La méthode est toutefois malaisée à pratiquer. Aussi, soumettre au contrôle des faits une théorie de physiologique est somme toute différent de soumettre au contrôle des faits une théorie de physique : on a besoin d'une théorie, sans laquelle « il n'est pas possible de régler un seul instrument, d'interpréter une seule lecture ».

§II : une expérience de physique ne peut jamais condamner une hypothèse isolée, mais seulement tout un ensemble théorique

Une expérience mobilise un ensemble de théories, car, en physique, sans théorie, on ne peut disposer des instruments pour mener à bien l'expérience. Deux expériences se distinguent : l'expérience d'application, qui ne prétend pas développer la théorie, et l'expérience d'épreuve, dont la fonction est de soumettre une théorie à l'épreuve. Il s'agit d'un moment critique du développement de la théorie.
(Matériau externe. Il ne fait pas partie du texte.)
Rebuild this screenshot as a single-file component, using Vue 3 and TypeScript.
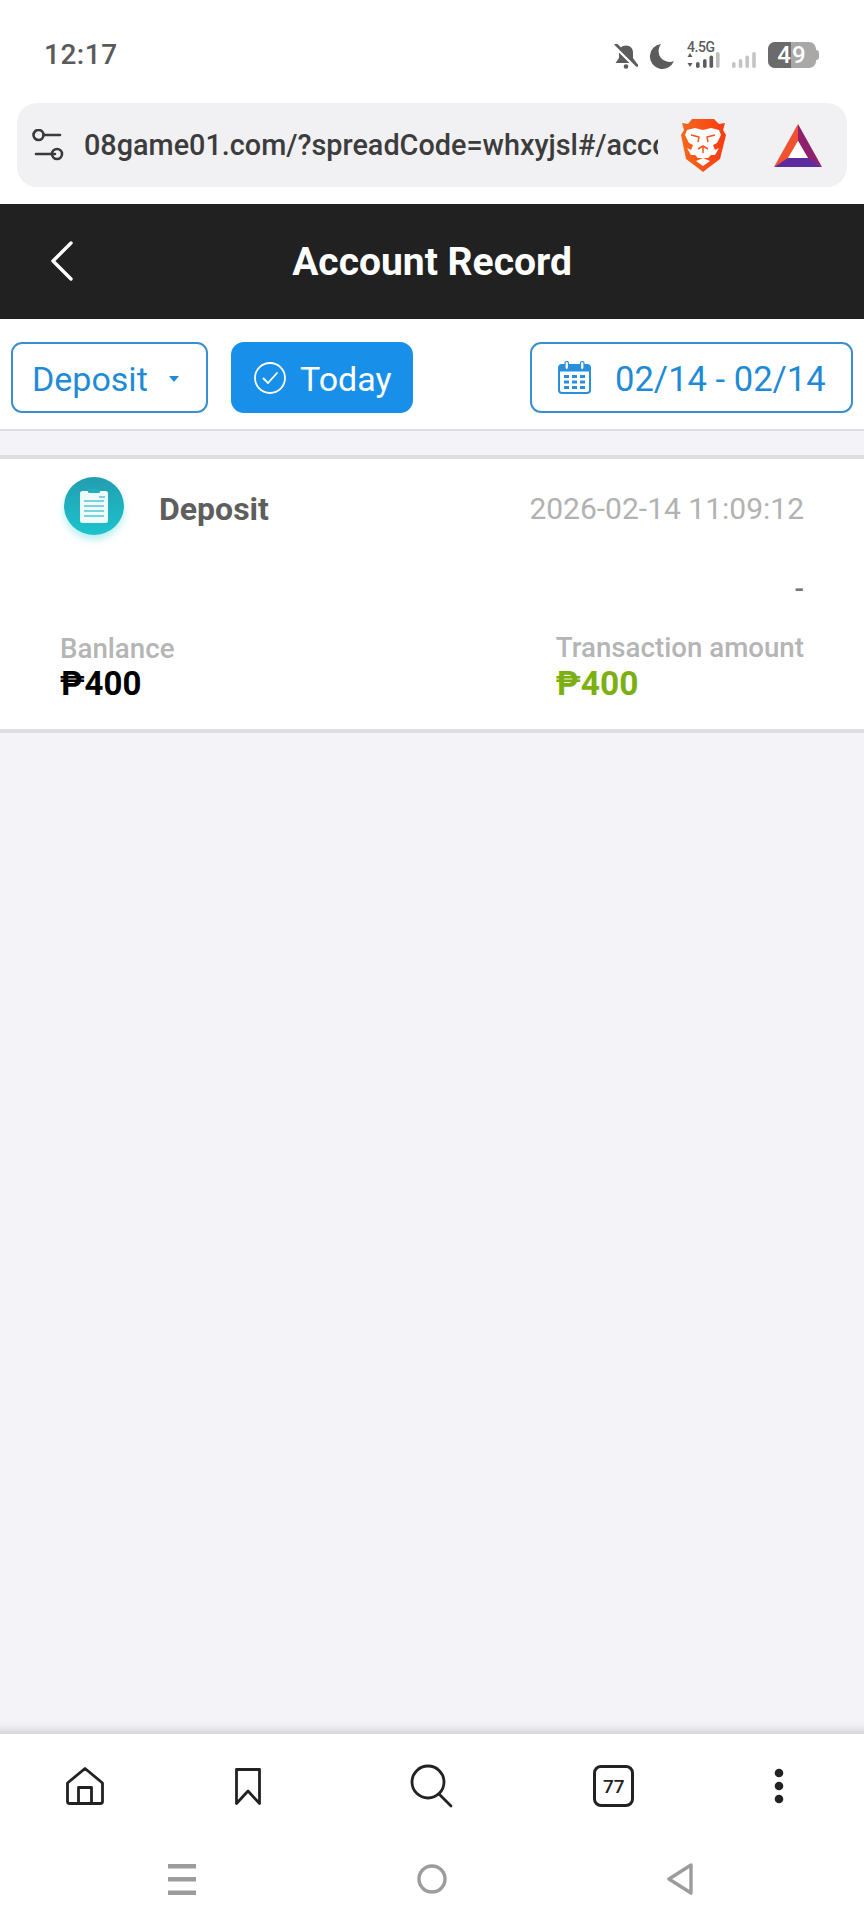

Si un physicien cherche à « démontrer l'inexactitude d'une proposition », il doit monter une expérience pour vérifier que le phénomène prévu ne se produit pas ; or, pour monter une telle expérience, « il ne se borne pas à faire usage de la proposition en litige ; il emploie encore tout un ensemble de théories, admises par lui sans conteste ». Ainsi, la prévision qui est tentée, et qui doit trancher le débat, « ne découle pas de la proposition litigieuse prise isolément, mais de la proposition litigieuse jointe à tout cet ensemble de théories ». Si ce qui devait se produire ne se produit pas, cela signifie qu'il y a au moins une erreur, mais l'expérience ne peut dire où cette erreur se trouve dans la théorie. De fait, « le physicien ne peut jamais soumettre au contrôle de l’expérience une hypothèse isolée, mais seulement tout un ensemble d’hypothèses ; lorsque l’expérience est en désaccord avec ses prévisions, elle lui apprend que l’une au moins des hypothèses qui constituent cet ensemble est inacceptable et doit être modifiée ».

Duhem écrit à ce titre : « la physique n’est pas une machine qui se laisse démonter ; on ne peut pas essayer chaque pièce isolément et attendre, pour l’ajuster, que la solidité en ait été minutieusement contrôlé ».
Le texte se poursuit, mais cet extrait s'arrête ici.